See how the language in the article itself walks back the strong claim. The argument made is that all persons not in the Israeli military intelligence database are automatically civilians. If there was a similar Israeli database of confirmed non-combatants, and this only contained 17% of the people who have died, would this mean that the remaining 83% were military? Of course not. And this all assumes that these databases are actually accurate.

Then we must ask ourselves, how are the number of deaths in total calculated? How do we know that each death is attributed to Israeli actions? How many deaths are due to direct action and secondary action (i.e. illness, dehydration, starvation)?

When we look back at any conflict in history, we see the inflated deaths of civilians, the deflated number of military persons killed - it's propaganda. How much of what we currently see is propaganda?

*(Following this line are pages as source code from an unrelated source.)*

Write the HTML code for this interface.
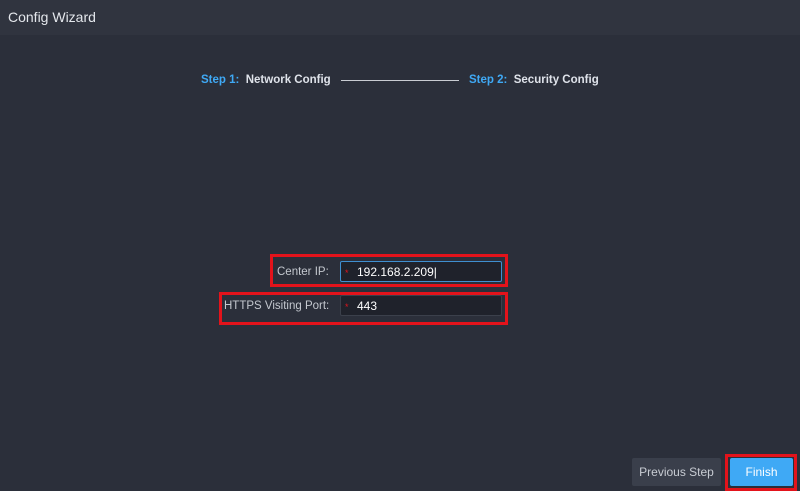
<!DOCTYPE html>
<html><head><style>
*{margin:0;padding:0;box-sizing:border-box}
body{width:800px;height:491px;background:#2b2f3a;font-family:"Liberation Sans",Arial,sans-serif;position:relative;overflow:hidden;color:#dfe3ea}
.hdr{position:absolute;left:0;top:0;width:800px;height:35px;background:#30343f;font-size:14px;line-height:35px;padding-left:8px;color:#e4e7ec}
.a{position:absolute;white-space:nowrap}
.step{font-size:11.5px;font-weight:bold;top:74px}
.blue{color:#3fa9f5}
.line{position:absolute;left:341px;top:80px;width:118px;height:1px;background:#c9ccd2}
.red{position:absolute;border:3px solid #e3131b}
.inp{position:absolute;background:#1f222b;border:1px solid #3b404b;border-radius:2px;font-size:12px;color:#fff;line-height:20px;padding-left:16px}
.inp:before{content:"*";color:#e3131b;position:absolute;left:4px;top:1px;font-size:9px}
.lbl{font-size:11.5px;color:#c4c8cf}
.btn{position:absolute;height:28px;line-height:28px;text-align:center;font-size:12px;border-radius:2px}
</style></head><body>
<div class="hdr">Config Wizard</div>
<div class="a step" style="left:201px"><span class="blue">Step 1:</span>&nbsp; Network Config</div>
<div class="line"></div>
<div class="a step" style="left:469px"><span class="blue">Step 2:</span>&nbsp; Security Config</div>
<div class="red" style="left:270px;top:254px;width:238px;height:33px"></div>
<div class="red" style="left:219px;top:292px;width:289px;height:33px"></div>
<div class="a lbl" style="left:277px;top:266px">Center IP:</div>
<div class="inp" style="left:340px;top:261px;width:162px;height:21px;border-color:#3f8fd0">192.168.2.209|</div>
<div class="a lbl" style="left:224px;top:300px">HTTPS Visiting Port:</div>
<div class="inp" style="left:340px;top:295px;width:162px;height:21px">443</div>
<div class="btn" style="left:632px;top:458px;width:89px;background:#3a3f4b;color:#c8ccd3">Previous Step</div>
<div class="red" style="left:725px;top:454px;width:72px;height:37px"></div>
<div class="btn" style="left:730px;top:458px;width:63px;background:#3fa9f5;color:#fff">Finish</div>
</body></html>
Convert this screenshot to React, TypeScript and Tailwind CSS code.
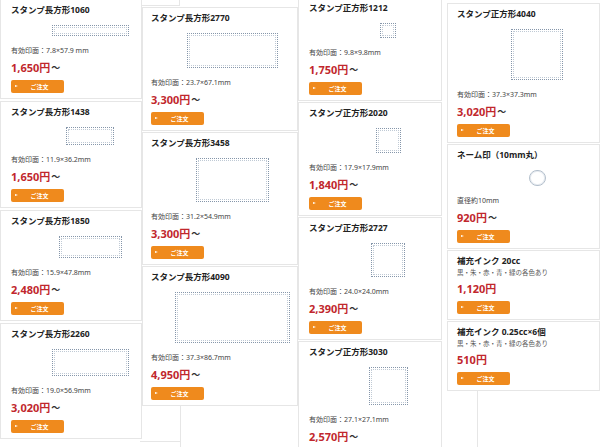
import React from 'react';

type Item = {
  title: string;
  spec?: string;
  sub?: string;
  price: string;
  from?: boolean;
  img?: { w: number; h: number; round?: boolean };
};

interface ColumnProps {
  items: Item[];
  width: string;
  pad: number;
  top: string;
  gap: string;
}

const FONT = { fontFamily: '"Noto Sans", "Noto Sans CJK JP", sans-serif' };

// image centre sits ~90px from each card's left border
const IMG_CENTER = 90;

const Stamp: React.FC<{ w: number; h: number; round?: boolean; pad: number }> = ({ w, h, round, pad }) => (
  <div className="mt-[8px] flex" style={{ marginLeft: IMG_CENTER - 1 - pad - w / 2 }}>
    {round ? (
      <div className="rounded-full border-[1.5px] border-[#b3bfcc] bg-white shadow-[inset_0_0_0_1px_#e8ecf1]" style={{ width: w, height: h }} />
    ) : (
      <div className="border border-dotted border-[#8596aa] bg-white p-[1px]" style={{ width: w, height: h }}>
        <div className="h-full w-full border border-dotted border-[#c0cad5]" />
      </div>
    )}
  </div>
);

const OrderButton = () => (
  <button className="relative mt-[4px] flex h-[13px] w-[53px] items-center rounded-[2px] bg-[#ef8a1d] text-white">
    <span className="absolute left-[4px] top-[5px] h-0 w-0 border-y-[1.5px] border-l-[3px] border-y-transparent border-l-white" />
    <span className="w-full pl-[4px] text-center text-[6px] font-bold leading-none">ご注文</span>
  </button>
);

const Card: React.FC<{ item: Item; pad: number }> = ({ item, pad }) => (
  <div className="border border-[#e6e6e6] bg-white pt-[3px] pb-[5px]" style={{ paddingLeft: pad }}>
    <h3 className="text-[8.5px] font-bold leading-[14px] text-[#222] whitespace-nowrap">{item.title}</h3>
    {item.sub && <p className="text-[6.5px] leading-[10px] text-[#555] whitespace-nowrap">{item.sub}</p>}
    {item.img && <Stamp {...item.img} pad={pad} />}
    {item.spec && <p className="mt-[10px] text-[7px] leading-[10px] text-[#444] whitespace-nowrap">{item.spec}</p>}
    <div className={`${item.sub ? 'mt-[3px]' : 'mt-[4px]'} flex items-center leading-[16px]`}>
      <span className="text-[11px] font-bold text-[#c1272d]">{item.price}</span>
      {item.from && <span className="ml-[1px] text-[9px] font-bold text-[#333]">〜</span>}
    </div>
    <OrderButton />
  </div>
);

const Column: React.FC<ColumnProps> = ({ items, width, pad, top, gap }) => (
  <div className={`flex shrink-0 flex-col ${gap} ${width} ${top}`}>
    {items.map((it) => (
      <Card key={it.title} item={it} pad={pad} />
    ))}
  </div>
);

const col1: Item[] = [
  { title: 'スタンプ長方形1060', spec: '有効印面：7.8×57.9 mm', price: '1,650円', from: true, img: { w: 77, h: 11 } },
  { title: 'スタンプ長方形1438', spec: '有効印面：11.9×36.2mm', price: '1,650円', from: true, img: { w: 48, h: 18 } },
  { title: 'スタンプ長方形1850', spec: '有効印面：15.9×47.8mm', price: '2,480円', from: true, img: { w: 63, h: 22 } },
  { title: 'スタンプ長方形2260', spec: '有効印面：19.0×56.9mm', price: '3,020円', from: true, img: { w: 77, h: 27 } },
];

const col2: Item[] = [
  { title: 'スタンプ長方形2770', spec: '有効印面：23.7×67.1mm', price: '3,300円', from: true, img: { w: 91, h: 35 } },
  { title: 'スタンプ長方形3458', spec: '有効印面：31.2×54.9mm', price: '3,300円', from: true, img: { w: 73, h: 44 } },
  { title: 'スタンプ長方形4090', spec: '有効印面：37.3×86.7mm', price: '4,950円', from: true, img: { w: 115, h: 51 } },
];

const col3: Item[] = [
  { title: 'スタンプ正方形1212', spec: '有効印面：9.8×9.8mm', price: '1,750円', from: true, img: { w: 16, h: 15 } },
  { title: 'スタンプ正方形2020', spec: '有効印面：17.9×17.9mm', price: '1,840円', from: true, img: { w: 25, h: 25 } },
  { title: 'スタンプ正方形2727', spec: '有効印面：24.0×24.0mm', price: '2,390円', from: true, img: { w: 34, h: 34 } },
  { title: 'スタンプ正方形3030', spec: '有効印面：27.1×27.1mm', price: '2,570円', from: true, img: { w: 39, h: 38 } },
];

const col4: Item[] = [
  { title: 'スタンプ正方形4040', spec: '有効印面：37.3×37.3mm', price: '3,020円', from: true, img: { w: 52, h: 51 } },
  { title: 'ネーム印（10mm丸）', spec: '直径約10mm', price: '920円', from: true, img: { w: 17, h: 16, round: true } },
  { title: '補充インク 20cc', sub: '黒・朱・赤・青・緑の各色あり', price: '1,120円' },
  { title: '補充インク 0.25cc×6個', sub: '黒・朱・赤・青・緑の各色あり', price: '510円' },
];

export default function App() {
  return (
    <div className="relative h-[447px] w-[600px] overflow-hidden bg-white" style={FONT}>
      {/* leftover outlines of cards behind the grid */}
      <div className="absolute left-[141px] top-[-10px] h-[16px] w-[39px] border border-[#e6e6e6]" />
      <div className="absolute left-[180px] top-[404px] h-[50px] w-px bg-[#e6e6e6]" />
      <div className="absolute left-[140px] top-[441px] h-px w-[40px] bg-[#e6e6e6]" />
      <div className="absolute left-[477px] top-[390px] h-[60px] w-px bg-[#e6e6e6]" />

      <div className="relative flex items-start">
        <Column items={col1} width="w-[142px]" pad={10} top="-mt-[1px]" gap="gap-[2px]" />
        <Column items={col2} width="w-[156px]" pad={8} top="mt-[7px]" gap="gap-[1px]" />
        <Column items={col3} width="w-[144px]" pad={10} top="-mt-[3px]" gap="gap-[1px]" />
        <Column items={col4} width="w-[153px] ml-[5px]" pad={9} top="mt-[3px]" gap="gap-[1px]" />
      </div>
    </div>
  );
}
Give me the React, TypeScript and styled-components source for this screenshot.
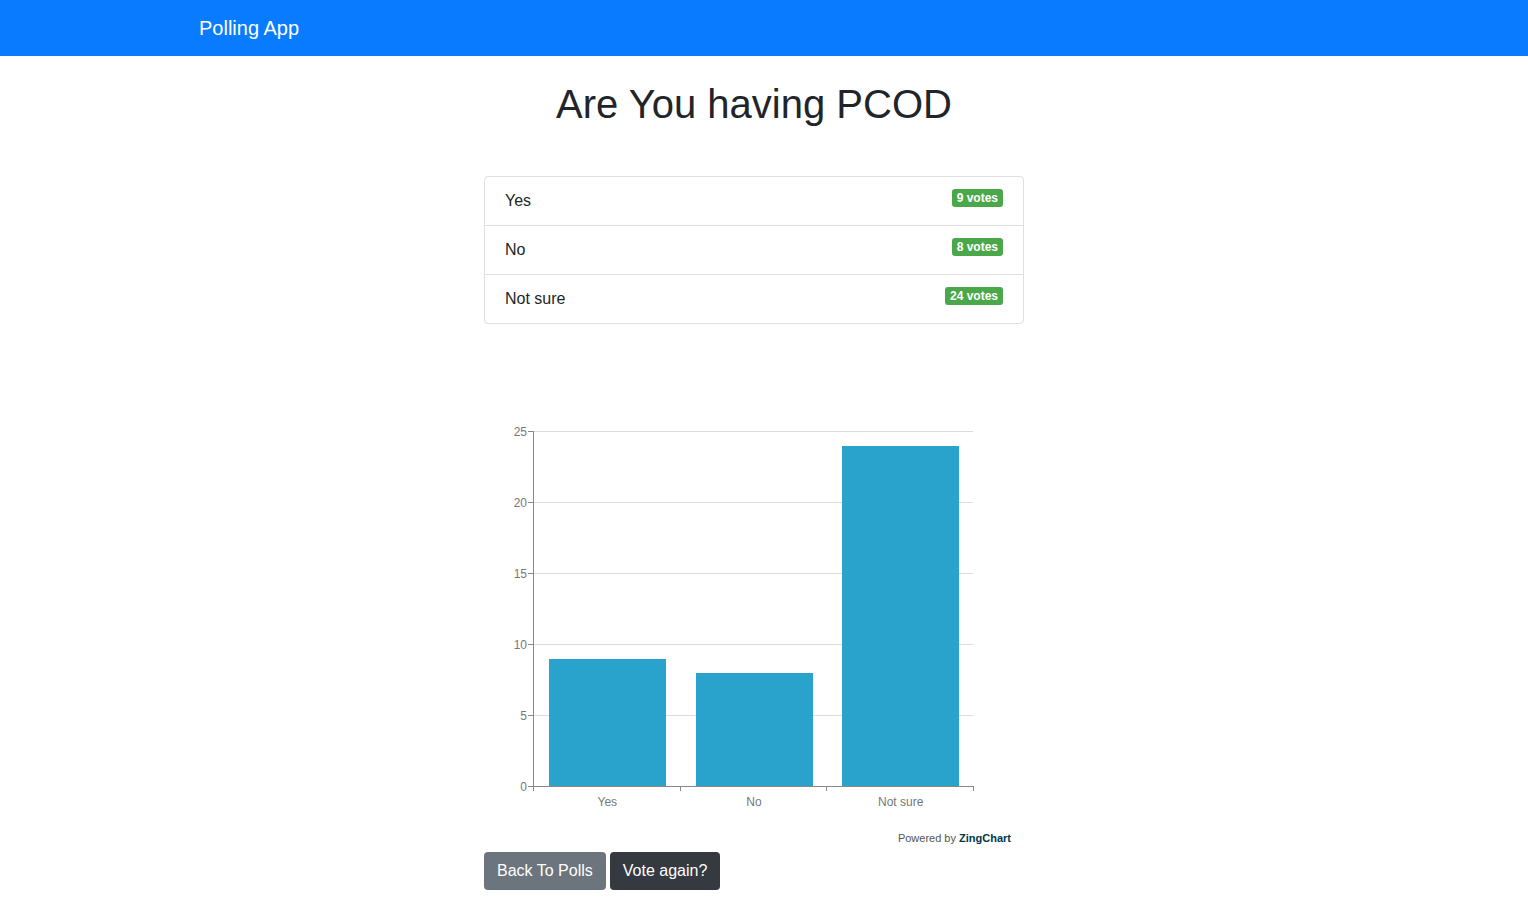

I think we need to think extremely carefully and consider all possibilities.

[1] https://en.wikipedia.org/wiki/Talk:Gaza_genocide#Statement_f...

[2] https://en.wikipedia.org/wiki/Casualties_of_the_Gaza_war

[3] https://web.archive.org/web/20250821135825/https://www.thegu...

1 comments

Often when people talk about bias, they assume it must be bias against their interests. They don't realize that, if there is room for bias, it's just as easily bias in their favor. The article could overstate either side - or both at different times.

> When we look back at any conflict in history, we see the inflated deaths of civilians, the deflated number of military persons killed - it's propaganda.

That's false. In each event, one side tends to inflate claims like civilian deaths and the other tends to minimize them.

> Often when people talk about bias, they assume it must be bias against their interests. They don't realize that, if there is room for bias, it's just as easily bias in their favor. The article could overstate either side - or both at different times.

I think that my comment left room for this. But I felt it important to offer an opposition to what is the "leading narrative" in the West.

> That's false. In each event, one side tends to inflate claims like civilian deaths and the other tends to minimize them.

I should have been clearer that one side would make such claims, and the opposing side would also make such claims to their benefit. Propaganda has, and always will be, a significant part of war. It reminds me of the 2020-2021 China-India mountain battles [1] where both sides minimised their losses and claimed victory with large losses on the other side.